(Given instruction): Set down all of the data that follows word for word, without the images.

## Start Records supplied

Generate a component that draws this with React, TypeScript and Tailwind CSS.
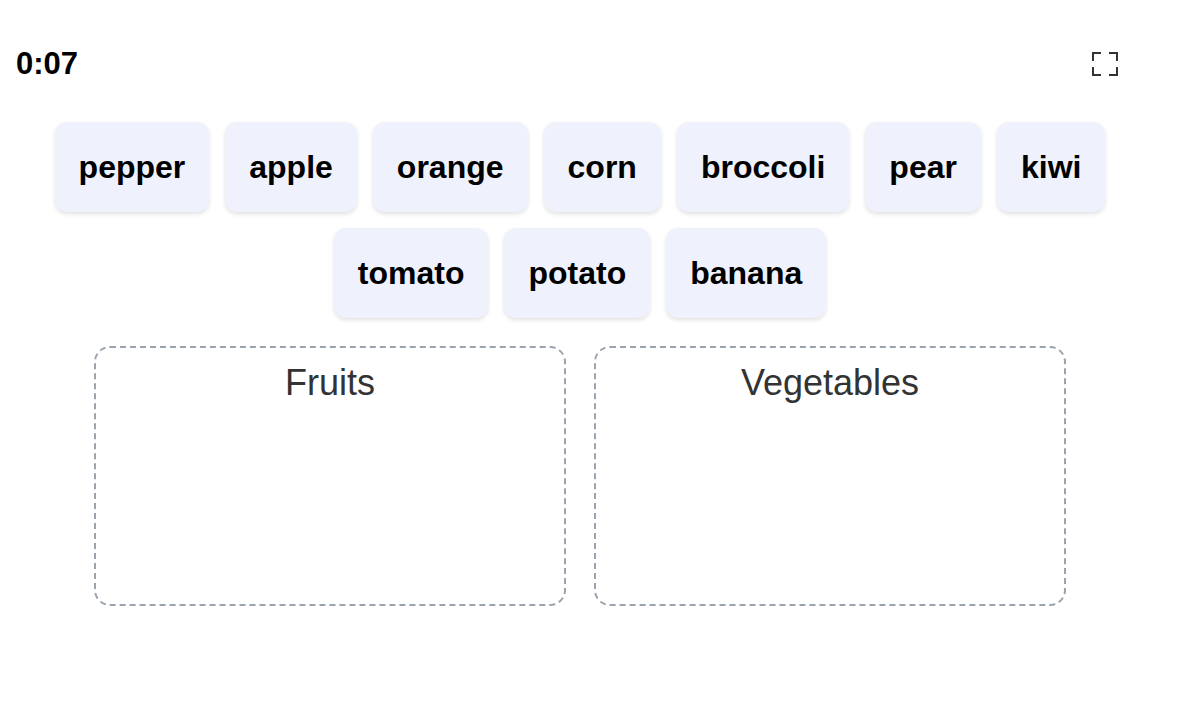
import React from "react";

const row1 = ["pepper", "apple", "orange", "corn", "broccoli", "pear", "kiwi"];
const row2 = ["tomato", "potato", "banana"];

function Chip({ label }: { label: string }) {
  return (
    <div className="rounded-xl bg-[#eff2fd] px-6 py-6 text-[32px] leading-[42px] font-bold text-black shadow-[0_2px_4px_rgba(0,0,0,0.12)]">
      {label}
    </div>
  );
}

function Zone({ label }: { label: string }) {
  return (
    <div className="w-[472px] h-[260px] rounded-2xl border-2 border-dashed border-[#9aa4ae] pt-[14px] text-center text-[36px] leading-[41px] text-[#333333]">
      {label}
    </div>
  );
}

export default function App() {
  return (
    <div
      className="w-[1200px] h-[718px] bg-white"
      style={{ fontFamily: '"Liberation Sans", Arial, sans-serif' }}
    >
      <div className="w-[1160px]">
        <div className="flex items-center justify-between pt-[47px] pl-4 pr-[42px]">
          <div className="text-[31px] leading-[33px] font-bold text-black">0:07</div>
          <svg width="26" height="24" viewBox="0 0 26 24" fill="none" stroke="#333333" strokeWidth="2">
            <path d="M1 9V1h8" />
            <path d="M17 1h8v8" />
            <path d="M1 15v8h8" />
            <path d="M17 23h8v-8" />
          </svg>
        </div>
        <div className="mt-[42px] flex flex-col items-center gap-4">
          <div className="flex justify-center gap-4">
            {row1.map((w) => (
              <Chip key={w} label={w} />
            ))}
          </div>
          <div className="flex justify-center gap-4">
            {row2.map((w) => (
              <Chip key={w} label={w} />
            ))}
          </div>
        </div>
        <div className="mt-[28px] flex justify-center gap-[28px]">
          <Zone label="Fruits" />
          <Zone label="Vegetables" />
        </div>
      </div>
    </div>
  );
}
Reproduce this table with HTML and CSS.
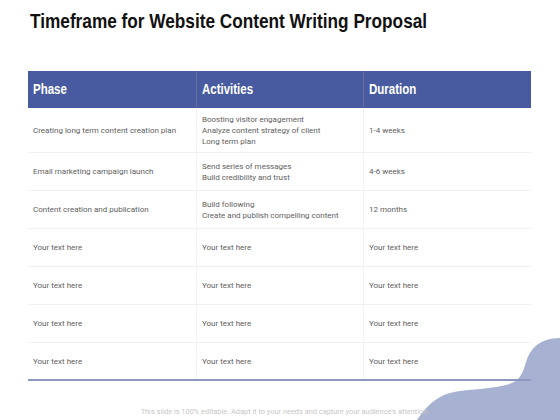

## End Records supplied

(Task answer):
Generate a component that draws this with React, TypeScript and Tailwind CSS.
import React from "react";

const row1 = ["pepper", "apple", "orange", "corn", "broccoli", "pear", "kiwi"];
const row2 = ["tomato", "potato", "banana"];

function Chip({ label }: { label: string }) {
  return (
    <div className="rounded-xl bg-[#eff2fd] px-6 py-6 text-[32px] leading-[42px] font-bold text-black shadow-[0_2px_4px_rgba(0,0,0,0.12)]">
      {label}
    </div>
  );
}

function Zone({ label }: { label: string }) {
  return (
    <div className="w-[472px] h-[260px] rounded-2xl border-2 border-dashed border-[#9aa4ae] pt-[14px] text-center text-[36px] leading-[41px] text-[#333333]">
      {label}
    </div>
  );
}

export default function App() {
  return (
    <div
      className="w-[1200px] h-[718px] bg-white"
      style={{ fontFamily: '"Liberation Sans", Arial, sans-serif' }}
    >
      <div className="w-[1160px]">
        <div className="flex items-center justify-between pt-[47px] pl-4 pr-[42px]">
          <div className="text-[31px] leading-[33px] font-bold text-black">0:07</div>
          <svg width="26" height="24" viewBox="0 0 26 24" fill="none" stroke="#333333" strokeWidth="2">
            <path d="M1 9V1h8" />
            <path d="M17 1h8v8" />
            <path d="M1 15v8h8" />
            <path d="M17 23h8v-8" />
          </svg>
        </div>
        <div className="mt-[42px] flex flex-col items-center gap-4">
          <div className="flex justify-center gap-4">
            {row1.map((w) => (
              <Chip key={w} label={w} />
            ))}
          </div>
          <div className="flex justify-center gap-4">
            {row2.map((w) => (
              <Chip key={w} label={w} />
            ))}
          </div>
        </div>
        <div className="mt-[28px] flex justify-center gap-[28px]">
          <Zone label="Fruits" />
          <Zone label="Vegetables" />
        </div>
      </div>
    </div>
  );
}
Reproduce this table with HTML and CSS.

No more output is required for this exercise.